How should the industry communicate the added value of sustainability (rather than added cost) that resonates with guests that espouse similar values? How should the industry communicate to other segments which do not share the same values? How do we transform the perception that sustainability measures are simply a cost-reduction strategy rather than valuable and essential practices in this day and age?
Associate Professor at Institut Paul Bocuse
Currently, hotels try to invite customers in sustainability acts that call for some form of sacrifice through gamification (for example, a timer to save water in the shower) or by promising to reinvest part of the money saved through the customer's sacrifice into a good cause. Direct savings to the customer could, of course, be a motivator for sustainable behaviour. For example, a discounted room rate for sustainable choices could attract guests. However, this only appeals to certain segments and misses the underlying point: Sustainability is an imperative for everyone, not only something incentivised by money.
In my view, hotel sustainability initiatives have to become meaningful to guests.
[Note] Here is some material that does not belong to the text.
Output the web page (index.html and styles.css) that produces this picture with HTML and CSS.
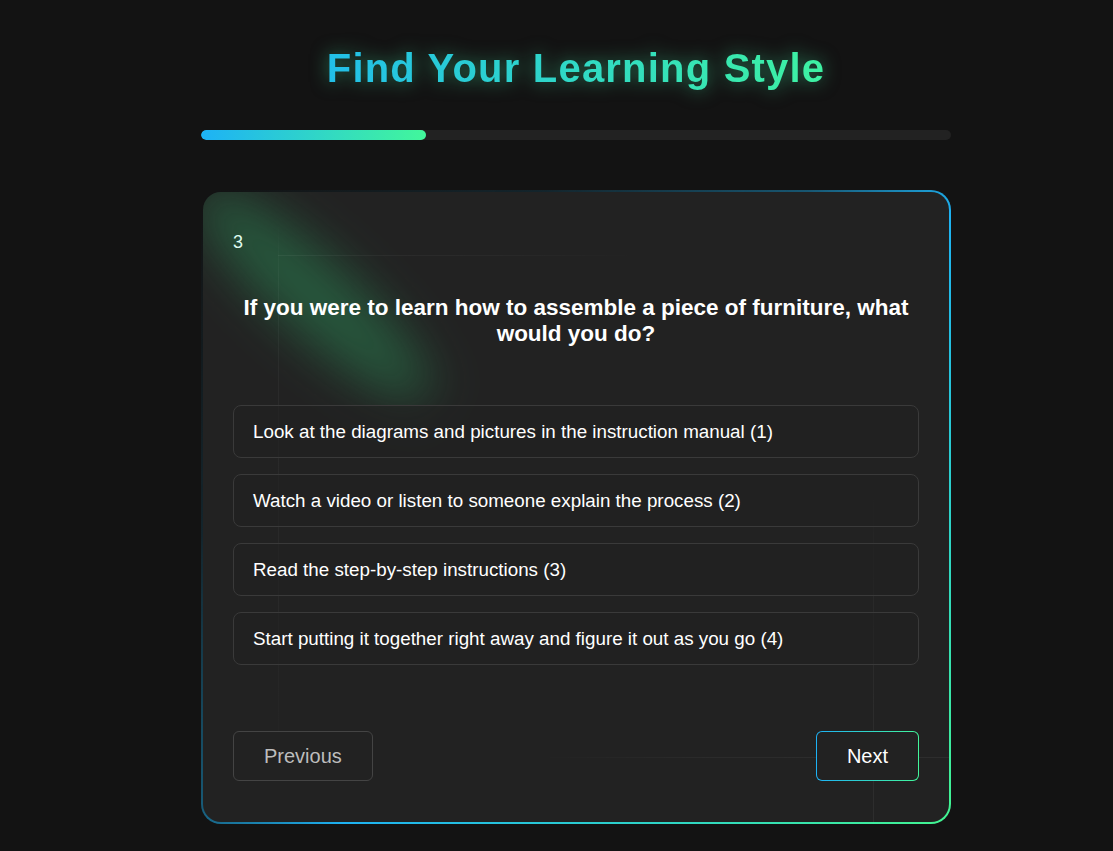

This could possibly be achieved through connecting the initiatives with the big picture. I suspect that many people who, according to surveys, want to be sustainable, miss the link between their everyday actions and the climate and biodiversity crises. They would be willing to make choices accordingly, if the potential effect of their actions was clearly illustrated. Of course, guests cannot be bombarded with doomsday scenarios. Instead, messages that positively connect the results of their actions with favourable effects to the environment, for example, "if all our guests took this action, as a result…", could nudge people in the right direction. Such messaging would have to go hand-in-hand with a pledge to invest the money saved (considering, of course, paying back the investments hotels have made in this) in environmental causes so that the guests do not feel like their sacrifice merely benefits the bottom line of the hotel. Without such pledge, the effect would be limited to segments who are altruistic and already likely consider the big picture.